Required work – Leave the pictures out. Return all other data exactly.

Recorded information –
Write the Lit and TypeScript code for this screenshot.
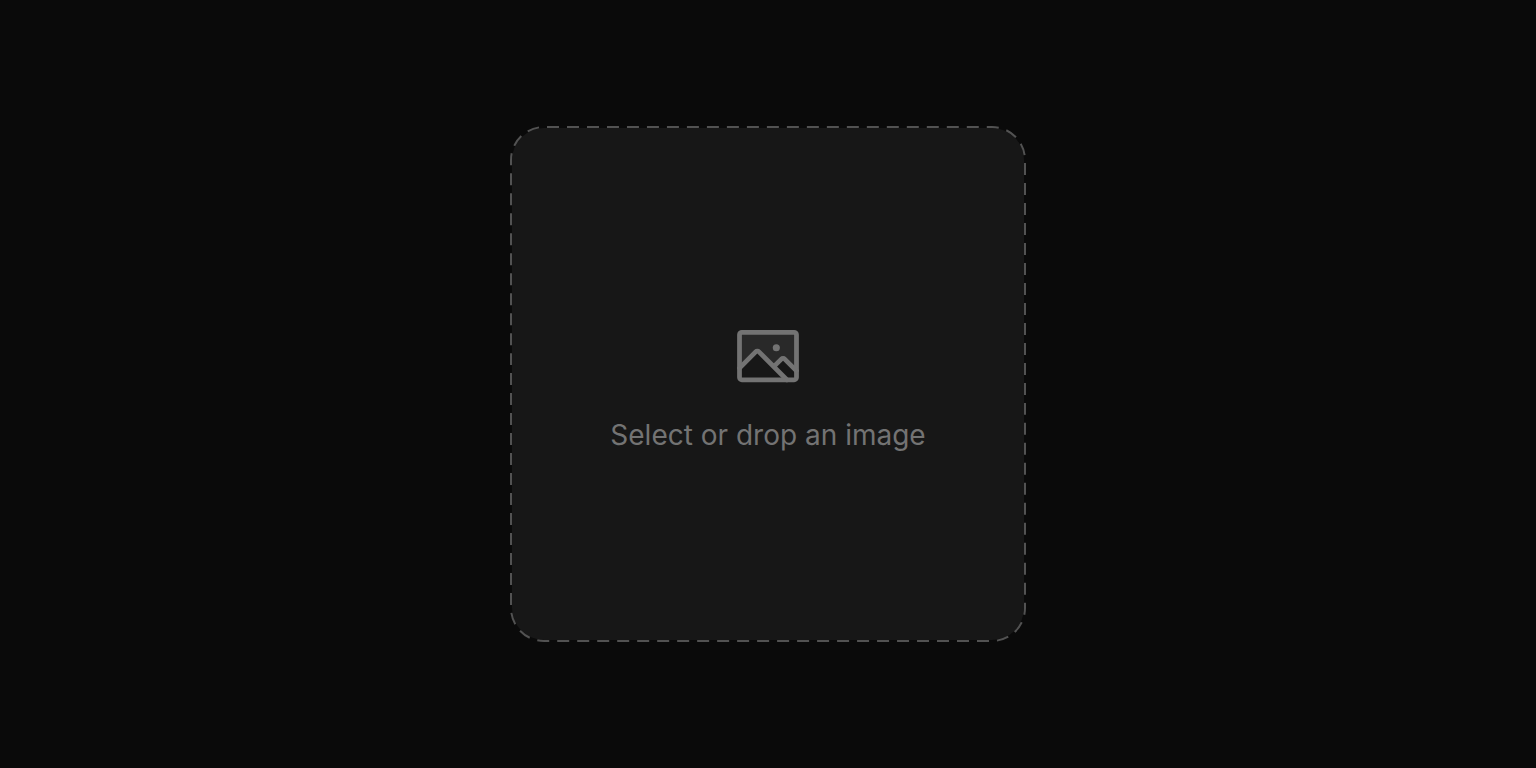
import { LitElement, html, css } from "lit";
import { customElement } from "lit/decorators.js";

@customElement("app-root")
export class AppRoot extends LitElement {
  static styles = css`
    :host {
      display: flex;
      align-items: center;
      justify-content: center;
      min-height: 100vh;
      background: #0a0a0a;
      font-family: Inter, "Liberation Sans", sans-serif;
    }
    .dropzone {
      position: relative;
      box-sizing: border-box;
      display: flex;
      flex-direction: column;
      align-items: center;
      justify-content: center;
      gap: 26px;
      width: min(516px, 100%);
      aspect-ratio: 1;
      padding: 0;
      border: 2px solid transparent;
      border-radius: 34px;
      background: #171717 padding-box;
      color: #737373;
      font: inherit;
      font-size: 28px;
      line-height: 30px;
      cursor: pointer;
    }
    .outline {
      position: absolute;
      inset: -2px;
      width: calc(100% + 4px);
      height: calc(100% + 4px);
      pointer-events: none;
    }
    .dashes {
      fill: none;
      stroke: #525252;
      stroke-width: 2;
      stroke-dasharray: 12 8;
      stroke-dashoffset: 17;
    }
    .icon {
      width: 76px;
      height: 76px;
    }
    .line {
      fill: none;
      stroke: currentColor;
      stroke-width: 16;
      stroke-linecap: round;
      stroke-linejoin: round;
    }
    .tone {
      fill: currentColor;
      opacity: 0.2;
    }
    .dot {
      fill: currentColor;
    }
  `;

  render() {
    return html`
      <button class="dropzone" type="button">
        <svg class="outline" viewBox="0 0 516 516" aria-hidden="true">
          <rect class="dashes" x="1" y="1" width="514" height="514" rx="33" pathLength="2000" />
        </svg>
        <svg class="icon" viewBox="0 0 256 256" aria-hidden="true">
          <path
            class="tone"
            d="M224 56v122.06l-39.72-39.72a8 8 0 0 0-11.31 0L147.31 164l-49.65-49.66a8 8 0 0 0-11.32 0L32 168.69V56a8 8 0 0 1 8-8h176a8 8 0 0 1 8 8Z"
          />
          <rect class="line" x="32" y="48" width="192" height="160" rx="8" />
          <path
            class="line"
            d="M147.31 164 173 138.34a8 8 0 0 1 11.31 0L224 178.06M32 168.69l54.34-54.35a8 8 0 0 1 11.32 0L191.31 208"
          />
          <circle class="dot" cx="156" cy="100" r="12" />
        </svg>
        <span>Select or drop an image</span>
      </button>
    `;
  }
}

Answer for this exercise –
Write the Lit and TypeScript code for this screenshot.
import { LitElement, html, css } from "lit";
import { customElement } from "lit/decorators.js";

@customElement("app-root")
export class AppRoot extends LitElement {
  static styles = css`
    :host {
      display: flex;
      align-items: center;
      justify-content: center;
      min-height: 100vh;
      background: #0a0a0a;
      font-family: Inter, "Liberation Sans", sans-serif;
    }
    .dropzone {
      position: relative;
      box-sizing: border-box;
      display: flex;
      flex-direction: column;
      align-items: center;
      justify-content: center;
      gap: 26px;
      width: min(516px, 100%);
      aspect-ratio: 1;
      padding: 0;
      border: 2px solid transparent;
      border-radius: 34px;
      background: #171717 padding-box;
      color: #737373;
      font: inherit;
      font-size: 28px;
      line-height: 30px;
      cursor: pointer;
    }
    .outline {
      position: absolute;
      inset: -2px;
      width: calc(100% + 4px);
      height: calc(100% + 4px);
      pointer-events: none;
    }
    .dashes {
      fill: none;
      stroke: #525252;
      stroke-width: 2;
      stroke-dasharray: 12 8;
      stroke-dashoffset: 17;
    }
    .icon {
      width: 76px;
      height: 76px;
    }
    .line {
      fill: none;
      stroke: currentColor;
      stroke-width: 16;
      stroke-linecap: round;
      stroke-linejoin: round;
    }
    .tone {
      fill: currentColor;
      opacity: 0.2;
    }
    .dot {
      fill: currentColor;
    }
  `;

  render() {
    return html`
      <button class="dropzone" type="button">
        <svg class="outline" viewBox="0 0 516 516" aria-hidden="true">
          <rect class="dashes" x="1" y="1" width="514" height="514" rx="33" pathLength="2000" />
        </svg>
        <svg class="icon" viewBox="0 0 256 256" aria-hidden="true">
          <path
            class="tone"
            d="M224 56v122.06l-39.72-39.72a8 8 0 0 0-11.31 0L147.31 164l-49.65-49.66a8 8 0 0 0-11.32 0L32 168.69V56a8 8 0 0 1 8-8h176a8 8 0 0 1 8 8Z"
          />
          <rect class="line" x="32" y="48" width="192" height="160" rx="8" />
          <path
            class="line"
            d="M147.31 164 173 138.34a8 8 0 0 1 11.31 0L224 178.06M32 168.69l54.34-54.35a8 8 0 0 1 11.32 0L191.31 208"
          />
          <circle class="dot" cx="156" cy="100" r="12" />
        </svg>
        <span>Select or drop an image</span>
      </button>
    `;
  }
}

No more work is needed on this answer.